Мать Тибора Луция, тоже дипломат, после этого осталась в Британии. Она была атташе по культуре в венгерском посольстве в Лондоне, поэтому никогда не оказывалась в такой опасности, как ее муж, но тоже умерла от рака груди, когда сын заканчивал университет.

Ощущение чужеродности у Тарента отошло на задний план, когда они с Мелани начали вести более или менее нормальную семейную жизнь. Дети у них так и не появились. Она трудилась в лондонском госпитале, а вот из-за своей работы фотографом-фрилансером Тибор часто уезжал от жены на неделю, а то и больше. После десяти лет в Лондоне Мелани почувствовала, что на ней сказывается тяжелая рутинная работа в больнице. Она вступила в организацию «Врачи без границ», новое занятие ей нравилось, но теперь из-за работы часто не виделась с мужем, иногда несколько недель подряд. Брак затрещал по швам. Поездка в Западную Анатолию, но уже не с «ВБГ», а с другой гуманитарной организацией, созданной британским правительством, стала отчаянной попыткой супругов восстановить былое.

Тарент посмотрел в окошко из ударопрочного стекла. Пока он дремал, «Мебшер» проехал приличное расстояние, поэтому за окном виднелся пейзаж, похожий на сельский: живые изгороди вдоль дороги и лужайки, поросшие травой. Однако поле зрения было ограничено, так что это вполне мог оказаться и парк в черте города. Тарент увидел два дерева. Одно накренилось под углом, и его верхние ветви переплелись с ветвями соседа, но листьев на обоих почти не было.



Тарент прижался к стеклу, стараясь увидеть как можно больше. Чем дольше он смотрел, тем больше подмечал повсюду последствия урагана. Там, где ветер ободрал незащищенные поля, почва и грунт обнажились, Тарент сразу вспомнил о выжженном и пустынном пейзаже Анатолии. Временами «Мебшер» проезжал мимо домиков или внушительных зданий, и большинство из них тоже несли на себе следы разрушений. Они миновали спасателей, которые убирали поваленные стволы и толстые ветки или же куски каменной кладки, обрушившейся на дорогу. Транспортер замедлял ход, переваливаясь через препятствия. Картину часто дополняло наводнение, вода уже обмелела, но зато повсюду осталась грязь. Вонь от сточных вод пробивалась даже через фильтры системы кондиционирования в машине.

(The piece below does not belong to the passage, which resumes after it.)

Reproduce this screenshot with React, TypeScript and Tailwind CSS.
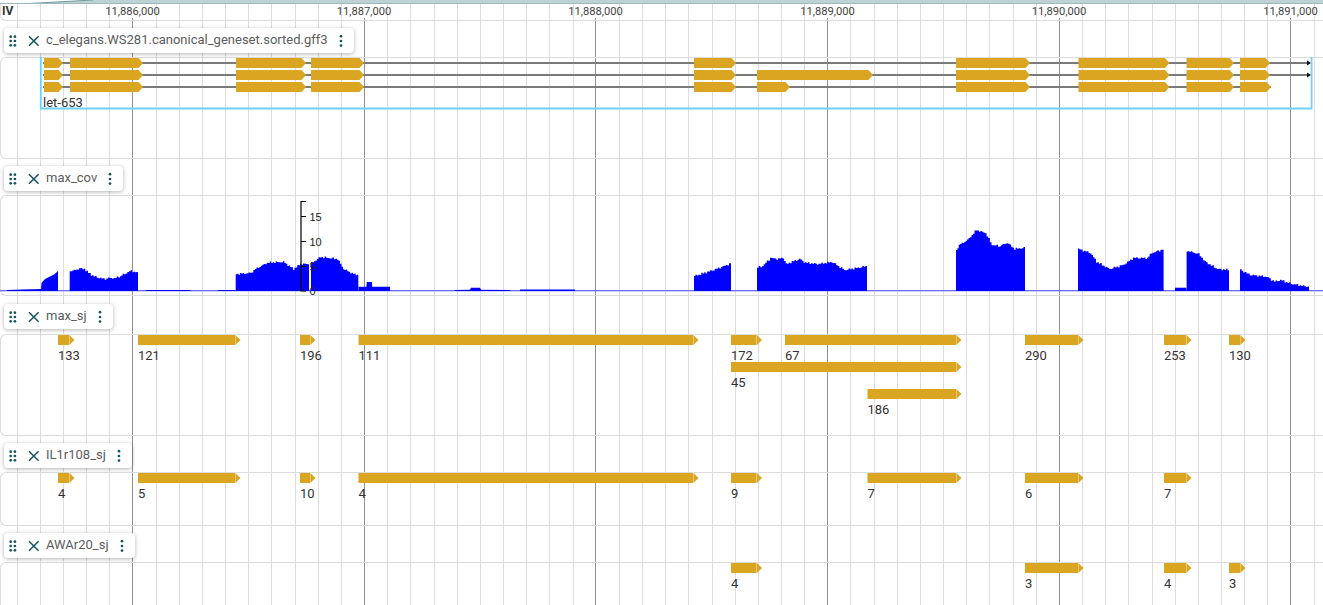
import type { ReactNode } from 'react'

const GOLD = '#daa520'
const TEAL = '#135560'
const MAJOR = [132.5, 364, 595.5, 827.5, 1059, 1290.5]
const COORDS = ['11,886,000', '11,887,000', '11,888,000', '11,889,000', '11,890,000', '11,891,000']

// minor grid lines sit every 100bp, skipping the 1000bp ones
const MINOR = Array.from({ length: 57 }, (_, i) => 16.7 + i * 23.16).filter((_, i) => i % 10 !== 5)

type Exon = [number, number]

const GENE_ROWS: { y: number; end: number; exons: Exon[] }[] = [
  {
    y: 58,
    end: 1310,
    exons: [[44, 62], [70, 142], [236, 305], [311, 363], [694, 735], [956, 1029], [1078.5, 1168.5], [1186.5, 1233], [1240, 1269]],
  },
  {
    y: 70,
    end: 1310,
    exons: [[44, 62], [70, 142], [236, 305], [311, 363], [694, 735], [757, 872], [956, 1029], [1078.5, 1168.5], [1186.5, 1233], [1240, 1269]],
  },
  {
    y: 82,
    end: 1271,
    exons: [[44, 62], [70, 142], [236, 305], [311, 363], [694, 735], [757, 789], [956, 1029], [1078.5, 1168.5], [1186.5, 1233], [1240, 1270]],
  },
]

type Junction = { x0: number; x1: number; y: number; label: string }

const MAX_SJ: Junction[] = [
  { x0: 58, x1: 74, y: 335, label: '133' },
  { x0: 138, x1: 240, y: 335, label: '121' },
  { x0: 300, x1: 315, y: 335, label: '196' },
  { x0: 358.5, x1: 698, y: 335, label: '111' },
  { x0: 731, x1: 761.5, y: 335, label: '172' },
  { x0: 785, x1: 961, y: 335, label: '67' },
  { x0: 731, x1: 961, y: 362, label: '45' },
  { x0: 867.5, x1: 961, y: 389, label: '186' },
  { x0: 1025, x1: 1083, y: 335, label: '290' },
  { x0: 1164, x1: 1191, y: 335, label: '253' },
  { x0: 1229, x1: 1245, y: 335, label: '130' },
]

const IL_SJ: Junction[] = [
  { x0: 58, x1: 74, y: 473, label: '4' },
  { x0: 138, x1: 240, y: 473, label: '5' },
  { x0: 300, x1: 315, y: 473, label: '10' },
  { x0: 358.5, x1: 698, y: 473, label: '4' },
  { x0: 731, x1: 761.5, y: 473, label: '9' },
  { x0: 867.5, x1: 961, y: 473, label: '7' },
  { x0: 1025, x1: 1083, y: 473, label: '6' },
  { x0: 1164, x1: 1191, y: 473, label: '7' },
]

const AWA_SJ: Junction[] = [
  { x0: 731, x1: 761.5, y: 563, label: '4' },
  { x0: 1025, x1: 1083, y: 563, label: '3' },
  { x0: 1164, x1: 1191, y: 563, label: '4' },
  { x0: 1229, x1: 1245, y: 563, label: '3' },
]

// coverage blocks, [x, y] in page pixels, sampled off the wiggle
const COVERAGE: [number, number][][] = [
  [[7, 290], [22, 289.5], [41, 289], [41.5, 283], [45, 279], [50, 276.5], [54, 274.5], [57, 272], [58, 270.5]],
  [[69.7, 271], [75, 270], [79, 268.5], [84, 269], [88, 273], [95, 277], [100, 278], [103, 279], [108, 278], [115, 278], [120, 276], [124, 274], [129, 271], [135, 272], [138, 273]],
  [[146, 290], [190, 290], [190.5, 290.5]],
  [[218, 290], [235, 290]],
  [[235.7, 274], [250, 273], [255, 269], [266.7, 262.7], [283, 262], [293, 269], [300, 264], [309, 264]],
  [[311, 263], [320, 257], [337, 259], [343, 269], [353, 274], [358.3, 275]],
  [[358.5, 286.7], [366.5, 286.7], [366.7, 282], [372, 282], [372.2, 286.7], [390, 286.7]],
  [[455, 290], [470, 289.7], [471, 287.8], [480, 287.8], [481, 289.7], [510, 290]],
  [[520, 289.5], [575, 289.5]],
  [[694, 276], [710, 271], [721, 267], [729, 264], [731, 262.5]],
  [[757, 267.7], [762, 266], [770, 258], [778, 259], [782.5, 257.7], [785.7, 264], [799, 259], [805, 262.7], [817, 264], [831.6, 262], [844, 270], [856, 268], [867, 266]],
  [[956, 250], [958.7, 245], [967, 240], [976, 230], [985, 233], [991.5, 245], [999.7, 246], [1006.6, 242.7], [1014, 249], [1025, 247.7]],
  [[1078, 249], [1090, 253], [1096, 261.7], [1109, 269], [1122.6, 265], [1133, 258], [1147, 258], [1151, 253], [1163.6, 249]],
  [[1175, 287.7], [1186.4, 287.7]],
  [[1186.6, 250.7], [1198, 254], [1204.6, 261.7], [1217, 269], [1229, 270]],
  [[1240, 270], [1249.7, 275], [1266, 276.7], [1274, 281.7], [1280, 280], [1290.6, 283.7], [1309, 287]],
]

// the real wiggle is stepped and noisy, so resample the long blocks with a little fixed jitter
const roughen = (pts: [number, number][]) => {
  if (pts.length < 5 || pts[0][1] > 285) return pts
  const out: [number, number][] = []
  for (let i = 0; i < pts.length - 1; i++) {
    const [x0, y0] = pts[i]
    const [x1, y1] = pts[i + 1]
    const steps = Math.max(1, Math.round((x1 - x0) / 1.5))
    for (let s = 0; s < steps; s++) {
      const x = x0 + ((x1 - x0) * s) / steps
      const y = y0 + ((y1 - y0) * s) / steps
      const noise = Math.sin(x * 2.3) * 0.6 + Math.sin(x * 0.9 + 1) * 0.5
      out.push([x, y + noise], [x + (x1 - x0) / steps, y + noise])
    }
  }
  out.push(pts[pts.length - 1])
  return out
}

const blockPath = (raw: [number, number][]) => {
  const pts = roughen(raw)
  return `M${pts[0][0]} 291 ` + pts.map(([x, y]) => `L${x} ${y}`).join(' ') + ` L${pts[pts.length - 1][0]} 291 Z`
}

function GripIcon() {
  return (
    <svg width="16" height="16" viewBox="0 0 16 16" fill={TEAL} className="shrink-0">
      {[3.7, 8, 12.3].map((y) => (
        <g key={y}>
          <circle cx="4.7" cy={y} r="1.35" />
          <circle cx="8.9" cy={y} r="1.35" />
        </g>
      ))}
    </svg>
  )
}

function CloseIcon() {
  return (
    <svg width="16" height="16" viewBox="0 0 16 16" fill="none" stroke={TEAL} strokeWidth="1.5" className="shrink-0">
      <path d="M3 3.2 12.6 12.8M12.6 3.2 3 12.8" />
    </svg>
  )
}

function MenuIcon() {
  return (
    <svg width="16" height="16" viewBox="0 0 16 16" fill={TEAL} className="shrink-0">
      <circle cx="8" cy="3.2" r="1.35" />
      <circle cx="8" cy="8" r="1.35" />
      <circle cx="8" cy="12.6" r="1.35" />
    </svg>
  )
}

function TrackLabel({ name }: { name: string }) {
  return (
    <div className="relative z-20 ml-1 flex h-[25px] w-fit items-center rounded bg-white pl-[2px] pr-[5px] shadow-[0_1px_4px_rgba(0,0,0,0.3)]">
      <GripIcon />
      <div className="ml-[4px]">
        <CloseIcon />
      </div>
      <span className="ml-[4px] pb-[1px] text-[13px] leading-[20px] text-[#5c5c5c]">{name}</span>
      <div className="ml-[5px]">
        <MenuIcon />
      </div>
    </div>
  )
}

function Track({
  name,
  top,
  spacing,
  height,
  children,
}: {
  name: string
  top: number
  spacing: string
  height: string
  children: ReactNode
}) {
  return (
    <section className={spacing === 'wide' ? 'pt-[8px]' : 'pt-[7px]'}>
      <TrackLabel name={name} />
      <div className={spacing === 'wide' ? 'mt-[5px]' : 'mt-[4px]'}>
        <div className={`relative rounded-l-md border-y border-l border-[#dcdcdc] ${height}`}>
          <div className="absolute -inset-px">
            <TrackCanvas top={top}>{children}</TrackCanvas>
          </div>
        </div>
      </div>
    </section>
  )
}

function TrackCanvas({ top, children }: { top: number; children: ReactNode }) {
  return (
    <svg className="absolute left-0 top-0 h-[160px] w-[1323px] overflow-visible" viewBox={`0 ${top} 1323 160`}>
      {children}
    </svg>
  )
}

function JunctionTrack({ items }: { items: Junction[] }) {
  return (
    <>
      {items.map((j) => (
        <g key={`${j.x0}-${j.y}`}>
          <rect x={j.x0} y={j.y} width={j.x1 - j.x0 - 5} height="10" fill={GOLD} />
          <polygon points={`${j.x1 - 4.6},${j.y} ${j.x1 + 0.5},${j.y + 5} ${j.x1 - 4.6},${j.y + 10}`} fill={GOLD} />
          <text x={j.x0} y={j.y + 25} fontSize="13" fill="#333">
            {j.label}
          </text>
        </g>
      ))}
    </>
  )
}

export default function App() {
  return (
    <div className="relative h-[605px] w-[1323px] overflow-hidden bg-white font-['Roboto',sans-serif]">
      <div className="absolute inset-0">
        {MINOR.map((x) => (
          <div key={x} className="absolute bottom-0 top-[4px] w-px bg-[#dcdcdc]" style={{ left: Math.round(x) }} />
        ))}
        {MAJOR.map((x) => (
          <div key={x} className="absolute bottom-0 top-[18px] w-px bg-[#929292]" style={{ left: Math.floor(x) }} />
        ))}
      </div>

      <svg className="relative block h-[4px] w-[1323px]" viewBox="0 0 1323 4" preserveAspectRatio="none">
        <polygon points="20,4 93,0 1323,0 1323,4" fill="#bcd2d4" />
        <path d="M20 4 93 0" stroke="#6e9a9e" strokeWidth="1" fill="none" />
        <path d="M0 3.5H1323" stroke="#9fb8ba" strokeWidth="1" fill="none" />
      </svg>

      <header className="relative h-[17px] rounded-bl-md border-b border-l border-[#dcdcdc]">
        <span className="absolute left-[1px] top-[1px] text-[12px] font-bold leading-[12px] text-[#333]">IV</span>
        {MAJOR.map((x, i) => (
          <span
            key={x}
            className="absolute top-[1px] -translate-x-1/2 text-[11.2px] leading-[13px] text-[#444]"
            style={{ left: x - 1 }}
          >
            {COORDS[i]}
          </span>
        ))}
      </header>

      <Track name="c_elegans.WS281.canonical_geneset.sorted.gff3" top={57} spacing="normal" height="h-[102px]">
        {GENE_ROWS.map((row) => (
          <g key={row.y}>
            <rect x="43" y={row.y + 4} width={row.end - 43} height="2" fill="#7a7a7a" />
            {row.end > 1300 && <polygon points={`1307,${row.y + 2.5} 1311,${row.y + 5} 1307,${row.y + 7.5}`} fill="#111" />}
            {row.exons.map(([a, b]) => (
              <polygon
                key={a}
                points={`${a},${row.y} ${b - 3.5},${row.y} ${b + 1},${row.y + 5} ${b - 3.5},${row.y + 10} ${a},${row.y + 10}`}
                fill={GOLD}
              />
            ))}
          </g>
        ))}
        <path d="M40.8 57V108.5H1311.6V57" fill="none" stroke="#6ed2fa" strokeWidth="1.8" />
        <text x="43" y="106.5" fontSize="13" fill="#333">
          let-653
        </text>
      </Track>

      <Track name="max_cov" top={195} spacing="normal" height="h-[101px]">
        <rect x="0" y="290" width="1323" height="1.3" fill="#6a6aff" />
        {COVERAGE.map((pts) => (
          <path key={pts[0][0]} d={blockPath(pts)} fill="#0000ff" />
        ))}
        <path d="M306 201.5H301V291H306M301 216.5H306M301 241.5H306M301 266.5H306" fill="none" stroke="#000" strokeWidth="1.2" />
        <g fontFamily="'Liberation Sans', sans-serif" fontSize="11" fill="#222">
          <text x="309.5" y="220.5">15</text>
          <text x="309.5" y="245.5">10</text>
          <text x="309.5" y="270.5">5</text>
          <text x="309.5" y="295">0</text>
        </g>
      </Track>

      <Track name="max_sj" top={334} spacing="wide" height="h-[102px]">
        <JunctionTrack items={MAX_SJ} />
      </Track>

      <Track name="IL1r108_sj" top={472} spacing="normal" height="h-[54px]">
        <JunctionTrack items={IL_SJ} />
      </Track>

      <Track name="AWAr20_sj" top={562} spacing="normal" height="h-[60px]">
        <JunctionTrack items={AWA_SJ} />
      </Track>
    </div>
  )
}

Тарент потянулся к одному из футляров, который поставил у ног на полу, и ловким движением вытащил оттуда «Кэнон». Он попытался выровнять изображение через искривленное стекло, сфокусировать картинку. Фотоаппарат казался естественным продолжением его руки, лежал в ней как влитой, словно тонкая перчатка, облегающая кисть. Тарент сделал пару снимков через окошко, но понимал, даже просто спуская виртуальный затвор, что фотографии получатся не слишком хорошими. Кабина сильно тряслась, да и в толстом стекле имелась куча дефектов.

Когда он опустил фотоаппарат, то увидел, что женщина перед ним повернулась и наблюдает за ним. Тибор впервые увидел ее лицо, и на Мелани она совсем не походила.

– Сильный ущерб от урагана, – зачем-то пробормотал он.

– У вас есть разрешение на фотоаппарат?

– Это моя работа.

– Я спросила, есть ли у вас разрешение на ношение фотоаппарата? – Она посмотрела на него пристальным официальным взглядом.

– Разумеется. – Он развернул камеру задней крышкой и протянул женщине. Там был выгравирован официальный номер предмета снабжения. Интересно, как она вообще узнала, что он фотографировал, ведь сидела отвернувшись, а аппарат работает бесшумно. – Я профессиональный фотограф. У меня три камеры и три лицензии.

– Нам сказали, что вы – член дипломатического корпуса, закреплены за УЗД.